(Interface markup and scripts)
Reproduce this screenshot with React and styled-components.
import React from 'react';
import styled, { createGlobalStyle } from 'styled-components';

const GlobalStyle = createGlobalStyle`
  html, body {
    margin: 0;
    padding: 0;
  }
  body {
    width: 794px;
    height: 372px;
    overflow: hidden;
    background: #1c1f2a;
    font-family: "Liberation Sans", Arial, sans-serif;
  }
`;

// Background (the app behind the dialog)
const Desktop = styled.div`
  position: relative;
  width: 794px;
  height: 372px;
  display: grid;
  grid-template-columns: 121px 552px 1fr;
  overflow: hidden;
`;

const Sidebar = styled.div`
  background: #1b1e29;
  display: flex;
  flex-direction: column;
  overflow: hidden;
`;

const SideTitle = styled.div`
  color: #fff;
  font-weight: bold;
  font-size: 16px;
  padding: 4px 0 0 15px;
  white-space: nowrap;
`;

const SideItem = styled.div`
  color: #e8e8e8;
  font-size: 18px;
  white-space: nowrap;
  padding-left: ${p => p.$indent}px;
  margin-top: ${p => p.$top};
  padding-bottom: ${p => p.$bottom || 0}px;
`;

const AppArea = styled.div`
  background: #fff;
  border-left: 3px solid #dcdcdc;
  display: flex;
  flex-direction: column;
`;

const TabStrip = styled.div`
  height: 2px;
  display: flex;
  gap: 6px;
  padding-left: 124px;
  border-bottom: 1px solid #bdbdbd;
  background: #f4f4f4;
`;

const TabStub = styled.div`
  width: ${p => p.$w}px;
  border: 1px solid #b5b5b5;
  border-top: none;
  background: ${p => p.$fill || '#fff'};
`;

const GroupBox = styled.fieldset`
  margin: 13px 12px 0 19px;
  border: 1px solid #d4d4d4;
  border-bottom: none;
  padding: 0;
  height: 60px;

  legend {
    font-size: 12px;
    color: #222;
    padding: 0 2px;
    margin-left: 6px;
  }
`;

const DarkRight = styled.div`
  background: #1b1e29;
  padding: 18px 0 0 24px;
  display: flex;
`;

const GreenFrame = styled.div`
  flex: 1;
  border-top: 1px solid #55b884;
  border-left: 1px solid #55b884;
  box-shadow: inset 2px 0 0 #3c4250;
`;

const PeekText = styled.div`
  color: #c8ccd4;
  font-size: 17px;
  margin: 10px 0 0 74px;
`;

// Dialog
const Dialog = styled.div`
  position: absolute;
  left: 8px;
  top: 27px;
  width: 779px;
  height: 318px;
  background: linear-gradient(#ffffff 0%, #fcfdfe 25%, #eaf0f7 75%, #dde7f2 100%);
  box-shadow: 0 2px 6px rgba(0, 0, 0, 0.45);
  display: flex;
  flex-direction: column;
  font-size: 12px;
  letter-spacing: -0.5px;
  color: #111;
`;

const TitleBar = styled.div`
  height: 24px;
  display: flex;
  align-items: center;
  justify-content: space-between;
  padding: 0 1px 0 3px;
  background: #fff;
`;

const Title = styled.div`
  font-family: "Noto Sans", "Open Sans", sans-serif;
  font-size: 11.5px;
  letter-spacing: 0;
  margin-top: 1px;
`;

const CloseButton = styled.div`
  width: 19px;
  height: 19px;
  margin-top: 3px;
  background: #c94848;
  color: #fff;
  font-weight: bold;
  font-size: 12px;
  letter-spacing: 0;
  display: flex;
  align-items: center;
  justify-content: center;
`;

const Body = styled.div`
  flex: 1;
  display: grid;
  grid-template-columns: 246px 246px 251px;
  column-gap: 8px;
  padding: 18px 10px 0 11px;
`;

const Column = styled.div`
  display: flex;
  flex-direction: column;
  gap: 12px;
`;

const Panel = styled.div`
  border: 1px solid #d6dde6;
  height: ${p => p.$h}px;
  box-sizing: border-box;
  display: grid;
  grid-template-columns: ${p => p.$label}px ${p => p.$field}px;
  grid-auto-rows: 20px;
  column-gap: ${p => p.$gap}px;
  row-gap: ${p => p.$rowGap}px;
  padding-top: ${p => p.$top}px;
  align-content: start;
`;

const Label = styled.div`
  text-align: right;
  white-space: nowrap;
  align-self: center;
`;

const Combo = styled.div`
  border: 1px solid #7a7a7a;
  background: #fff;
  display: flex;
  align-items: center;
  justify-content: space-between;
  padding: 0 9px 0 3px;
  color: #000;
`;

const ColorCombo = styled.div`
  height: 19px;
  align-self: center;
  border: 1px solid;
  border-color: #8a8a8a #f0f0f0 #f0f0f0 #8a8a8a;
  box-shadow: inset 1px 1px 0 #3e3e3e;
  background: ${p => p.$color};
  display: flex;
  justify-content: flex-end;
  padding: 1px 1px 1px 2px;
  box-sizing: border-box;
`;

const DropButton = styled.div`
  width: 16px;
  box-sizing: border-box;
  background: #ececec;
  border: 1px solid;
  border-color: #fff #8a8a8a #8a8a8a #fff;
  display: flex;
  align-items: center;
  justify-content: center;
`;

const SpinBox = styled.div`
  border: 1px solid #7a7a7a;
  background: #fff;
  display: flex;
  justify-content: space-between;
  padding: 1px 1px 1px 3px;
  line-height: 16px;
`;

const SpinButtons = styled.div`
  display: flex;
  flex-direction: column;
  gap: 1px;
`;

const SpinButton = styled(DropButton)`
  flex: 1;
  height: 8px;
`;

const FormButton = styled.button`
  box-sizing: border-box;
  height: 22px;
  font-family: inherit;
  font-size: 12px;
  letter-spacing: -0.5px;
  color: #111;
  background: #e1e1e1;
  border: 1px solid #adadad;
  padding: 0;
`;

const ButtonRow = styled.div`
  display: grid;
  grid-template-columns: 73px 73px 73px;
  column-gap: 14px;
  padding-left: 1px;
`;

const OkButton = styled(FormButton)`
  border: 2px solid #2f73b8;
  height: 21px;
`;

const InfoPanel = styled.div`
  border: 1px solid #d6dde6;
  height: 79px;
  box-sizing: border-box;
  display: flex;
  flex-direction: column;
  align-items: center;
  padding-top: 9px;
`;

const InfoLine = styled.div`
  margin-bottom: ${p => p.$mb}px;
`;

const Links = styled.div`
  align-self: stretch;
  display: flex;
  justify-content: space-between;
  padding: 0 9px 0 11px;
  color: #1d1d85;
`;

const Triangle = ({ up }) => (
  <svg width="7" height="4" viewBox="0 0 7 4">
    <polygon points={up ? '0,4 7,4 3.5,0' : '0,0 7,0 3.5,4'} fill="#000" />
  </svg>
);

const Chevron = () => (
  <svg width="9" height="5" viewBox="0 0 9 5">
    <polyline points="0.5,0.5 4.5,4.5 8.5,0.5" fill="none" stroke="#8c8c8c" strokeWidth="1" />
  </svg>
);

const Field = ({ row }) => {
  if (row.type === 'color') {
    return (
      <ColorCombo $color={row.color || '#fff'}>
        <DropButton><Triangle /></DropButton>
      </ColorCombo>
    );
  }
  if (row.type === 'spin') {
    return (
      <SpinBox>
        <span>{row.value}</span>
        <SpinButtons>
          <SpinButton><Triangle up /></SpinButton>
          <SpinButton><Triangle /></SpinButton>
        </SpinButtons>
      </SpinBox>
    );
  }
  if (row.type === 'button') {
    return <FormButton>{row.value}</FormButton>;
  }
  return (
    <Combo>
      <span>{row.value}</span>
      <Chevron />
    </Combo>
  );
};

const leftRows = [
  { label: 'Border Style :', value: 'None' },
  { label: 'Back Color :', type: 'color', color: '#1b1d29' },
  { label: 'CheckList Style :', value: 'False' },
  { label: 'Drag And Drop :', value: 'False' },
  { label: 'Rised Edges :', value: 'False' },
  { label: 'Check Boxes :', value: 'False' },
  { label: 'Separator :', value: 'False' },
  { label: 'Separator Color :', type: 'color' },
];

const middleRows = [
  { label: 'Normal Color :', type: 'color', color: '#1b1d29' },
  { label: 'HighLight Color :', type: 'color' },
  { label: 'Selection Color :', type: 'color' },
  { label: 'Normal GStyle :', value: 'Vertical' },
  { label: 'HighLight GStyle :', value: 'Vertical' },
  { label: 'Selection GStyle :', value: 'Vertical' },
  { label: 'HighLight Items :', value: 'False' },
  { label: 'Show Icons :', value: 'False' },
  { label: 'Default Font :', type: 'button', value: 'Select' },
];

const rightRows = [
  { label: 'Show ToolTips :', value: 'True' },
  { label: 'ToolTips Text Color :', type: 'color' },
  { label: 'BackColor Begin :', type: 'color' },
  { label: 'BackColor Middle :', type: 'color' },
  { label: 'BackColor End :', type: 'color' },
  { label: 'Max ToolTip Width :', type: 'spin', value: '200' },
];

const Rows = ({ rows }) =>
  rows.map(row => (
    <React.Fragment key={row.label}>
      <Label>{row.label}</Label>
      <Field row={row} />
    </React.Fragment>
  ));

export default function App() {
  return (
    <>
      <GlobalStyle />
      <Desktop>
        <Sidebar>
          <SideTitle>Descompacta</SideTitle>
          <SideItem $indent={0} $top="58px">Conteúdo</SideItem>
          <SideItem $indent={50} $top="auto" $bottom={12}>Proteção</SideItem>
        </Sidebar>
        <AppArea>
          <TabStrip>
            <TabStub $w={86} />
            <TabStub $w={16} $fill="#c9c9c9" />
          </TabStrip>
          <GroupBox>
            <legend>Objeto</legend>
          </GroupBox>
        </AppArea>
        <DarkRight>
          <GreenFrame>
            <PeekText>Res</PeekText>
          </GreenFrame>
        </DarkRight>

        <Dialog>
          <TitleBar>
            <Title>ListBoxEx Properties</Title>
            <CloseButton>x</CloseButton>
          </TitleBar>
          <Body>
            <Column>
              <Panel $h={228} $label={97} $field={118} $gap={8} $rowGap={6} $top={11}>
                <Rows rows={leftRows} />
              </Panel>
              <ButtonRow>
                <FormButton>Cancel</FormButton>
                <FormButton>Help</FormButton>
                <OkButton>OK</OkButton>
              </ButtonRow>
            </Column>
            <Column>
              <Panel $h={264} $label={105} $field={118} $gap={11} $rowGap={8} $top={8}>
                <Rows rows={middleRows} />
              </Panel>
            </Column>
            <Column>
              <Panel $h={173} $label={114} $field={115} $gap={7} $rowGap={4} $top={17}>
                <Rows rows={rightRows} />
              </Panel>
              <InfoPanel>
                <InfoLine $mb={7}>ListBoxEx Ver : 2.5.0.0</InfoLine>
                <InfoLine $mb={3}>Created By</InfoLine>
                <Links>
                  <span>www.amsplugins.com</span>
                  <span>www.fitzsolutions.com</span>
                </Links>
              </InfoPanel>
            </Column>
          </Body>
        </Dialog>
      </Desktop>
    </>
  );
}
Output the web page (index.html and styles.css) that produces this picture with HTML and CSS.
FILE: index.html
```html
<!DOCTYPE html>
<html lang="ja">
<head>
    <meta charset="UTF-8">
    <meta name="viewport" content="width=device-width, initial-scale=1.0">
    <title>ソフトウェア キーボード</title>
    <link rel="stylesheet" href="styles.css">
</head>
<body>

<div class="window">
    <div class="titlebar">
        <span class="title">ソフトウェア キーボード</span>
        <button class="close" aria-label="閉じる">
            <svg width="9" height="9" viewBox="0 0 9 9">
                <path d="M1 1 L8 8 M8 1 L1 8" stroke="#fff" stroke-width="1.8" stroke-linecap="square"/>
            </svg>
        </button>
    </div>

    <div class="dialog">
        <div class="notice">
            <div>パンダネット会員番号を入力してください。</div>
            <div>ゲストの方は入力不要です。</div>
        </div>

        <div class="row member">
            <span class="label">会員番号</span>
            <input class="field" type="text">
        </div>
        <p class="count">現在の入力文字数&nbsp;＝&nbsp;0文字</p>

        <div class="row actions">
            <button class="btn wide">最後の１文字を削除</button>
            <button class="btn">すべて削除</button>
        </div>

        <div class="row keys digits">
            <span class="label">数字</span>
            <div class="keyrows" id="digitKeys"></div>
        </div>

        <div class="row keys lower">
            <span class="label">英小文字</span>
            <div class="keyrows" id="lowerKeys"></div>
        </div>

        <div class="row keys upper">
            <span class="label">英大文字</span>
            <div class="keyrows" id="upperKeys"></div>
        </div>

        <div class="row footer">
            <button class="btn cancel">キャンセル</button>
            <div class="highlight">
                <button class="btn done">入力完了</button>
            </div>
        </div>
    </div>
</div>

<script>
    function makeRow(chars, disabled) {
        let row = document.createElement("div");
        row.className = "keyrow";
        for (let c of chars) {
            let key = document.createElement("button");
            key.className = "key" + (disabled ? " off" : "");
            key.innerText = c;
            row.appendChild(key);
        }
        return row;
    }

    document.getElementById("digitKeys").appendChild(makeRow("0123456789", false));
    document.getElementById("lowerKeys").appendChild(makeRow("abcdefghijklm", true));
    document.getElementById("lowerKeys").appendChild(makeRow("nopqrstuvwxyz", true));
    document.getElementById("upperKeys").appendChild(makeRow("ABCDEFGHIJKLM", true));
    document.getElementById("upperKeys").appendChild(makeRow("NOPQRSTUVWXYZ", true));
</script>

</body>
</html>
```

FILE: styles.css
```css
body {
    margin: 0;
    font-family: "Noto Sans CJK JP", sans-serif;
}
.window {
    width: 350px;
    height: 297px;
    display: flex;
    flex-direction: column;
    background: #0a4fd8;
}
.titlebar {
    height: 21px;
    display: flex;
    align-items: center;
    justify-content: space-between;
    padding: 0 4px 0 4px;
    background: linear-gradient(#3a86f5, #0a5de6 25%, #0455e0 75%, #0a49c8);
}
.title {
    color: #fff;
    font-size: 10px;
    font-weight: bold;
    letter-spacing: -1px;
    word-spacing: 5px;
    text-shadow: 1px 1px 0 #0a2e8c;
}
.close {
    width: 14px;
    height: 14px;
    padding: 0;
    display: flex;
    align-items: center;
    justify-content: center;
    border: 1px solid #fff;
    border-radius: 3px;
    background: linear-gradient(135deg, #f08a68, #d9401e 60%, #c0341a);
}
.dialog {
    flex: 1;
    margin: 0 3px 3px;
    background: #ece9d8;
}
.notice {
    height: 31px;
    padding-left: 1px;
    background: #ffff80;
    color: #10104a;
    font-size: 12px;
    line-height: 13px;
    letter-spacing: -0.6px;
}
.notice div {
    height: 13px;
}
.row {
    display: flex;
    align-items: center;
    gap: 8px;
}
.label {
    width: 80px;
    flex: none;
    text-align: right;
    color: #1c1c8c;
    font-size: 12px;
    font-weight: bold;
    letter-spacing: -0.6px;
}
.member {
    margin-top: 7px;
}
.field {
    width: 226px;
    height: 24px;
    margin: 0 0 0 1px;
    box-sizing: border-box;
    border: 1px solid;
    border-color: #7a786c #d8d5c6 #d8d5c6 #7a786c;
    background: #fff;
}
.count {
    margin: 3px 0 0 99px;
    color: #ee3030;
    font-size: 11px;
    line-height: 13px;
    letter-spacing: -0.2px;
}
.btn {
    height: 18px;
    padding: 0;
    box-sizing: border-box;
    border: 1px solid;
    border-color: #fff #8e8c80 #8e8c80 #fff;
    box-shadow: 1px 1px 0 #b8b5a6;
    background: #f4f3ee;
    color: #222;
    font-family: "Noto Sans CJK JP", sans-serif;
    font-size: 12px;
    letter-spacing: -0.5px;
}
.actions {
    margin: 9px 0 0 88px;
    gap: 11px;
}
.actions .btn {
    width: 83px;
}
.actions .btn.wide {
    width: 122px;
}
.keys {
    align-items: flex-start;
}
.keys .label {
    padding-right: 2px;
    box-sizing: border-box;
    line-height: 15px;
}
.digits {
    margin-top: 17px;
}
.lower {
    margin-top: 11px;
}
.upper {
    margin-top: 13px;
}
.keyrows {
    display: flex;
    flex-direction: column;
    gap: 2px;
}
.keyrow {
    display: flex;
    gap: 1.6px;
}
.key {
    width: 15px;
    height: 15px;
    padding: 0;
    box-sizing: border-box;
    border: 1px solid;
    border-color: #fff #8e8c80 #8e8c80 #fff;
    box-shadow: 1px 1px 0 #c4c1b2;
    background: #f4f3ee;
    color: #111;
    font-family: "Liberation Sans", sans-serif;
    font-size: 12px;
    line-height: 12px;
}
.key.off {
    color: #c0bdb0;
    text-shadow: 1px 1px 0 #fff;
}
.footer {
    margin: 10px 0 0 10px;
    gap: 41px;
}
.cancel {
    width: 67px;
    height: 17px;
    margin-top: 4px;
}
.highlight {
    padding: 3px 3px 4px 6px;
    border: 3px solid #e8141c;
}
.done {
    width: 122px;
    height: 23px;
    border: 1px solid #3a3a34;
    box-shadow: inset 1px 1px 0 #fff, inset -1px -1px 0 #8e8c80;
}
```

● TASK DESCRIPTION
Print the records above verbatim from their first line to the line containing "height: 60px;", both included, and stop there.

● FULL RESPONSE
Reproduce this screenshot with React and styled-components.
import React from 'react';
import styled, { createGlobalStyle } from 'styled-components';

const GlobalStyle = createGlobalStyle`
  html, body {
    margin: 0;
    padding: 0;
  }
  body {
    width: 794px;
    height: 372px;
    overflow: hidden;
    background: #1c1f2a;
    font-family: "Liberation Sans", Arial, sans-serif;
  }
`;

// Background (the app behind the dialog)
const Desktop = styled.div`
  position: relative;
  width: 794px;
  height: 372px;
  display: grid;
  grid-template-columns: 121px 552px 1fr;
  overflow: hidden;
`;

const Sidebar = styled.div`
  background: #1b1e29;
  display: flex;
  flex-direction: column;
  overflow: hidden;
`;

const SideTitle = styled.div`
  color: #fff;
  font-weight: bold;
  font-size: 16px;
  padding: 4px 0 0 15px;
  white-space: nowrap;
`;

const SideItem = styled.div`
  color: #e8e8e8;
  font-size: 18px;
  white-space: nowrap;
  padding-left: ${p => p.$indent}px;
  margin-top: ${p => p.$top};
  padding-bottom: ${p => p.$bottom || 0}px;
`;

const AppArea = styled.div`
  background: #fff;
  border-left: 3px solid #dcdcdc;
  display: flex;
  flex-direction: column;
`;

const TabStrip = styled.div`
  height: 2px;
  display: flex;
  gap: 6px;
  padding-left: 124px;
  border-bottom: 1px solid #bdbdbd;
  background: #f4f4f4;
`;

const TabStub = styled.div`
  width: ${p => p.$w}px;
  border: 1px solid #b5b5b5;
  border-top: none;
  background: ${p => p.$fill || '#fff'};
`;

const GroupBox = styled.fieldset`
  margin: 13px 12px 0 19px;
  border: 1px solid #d4d4d4;
  border-bottom: none;
  padding: 0;
  height: 60px;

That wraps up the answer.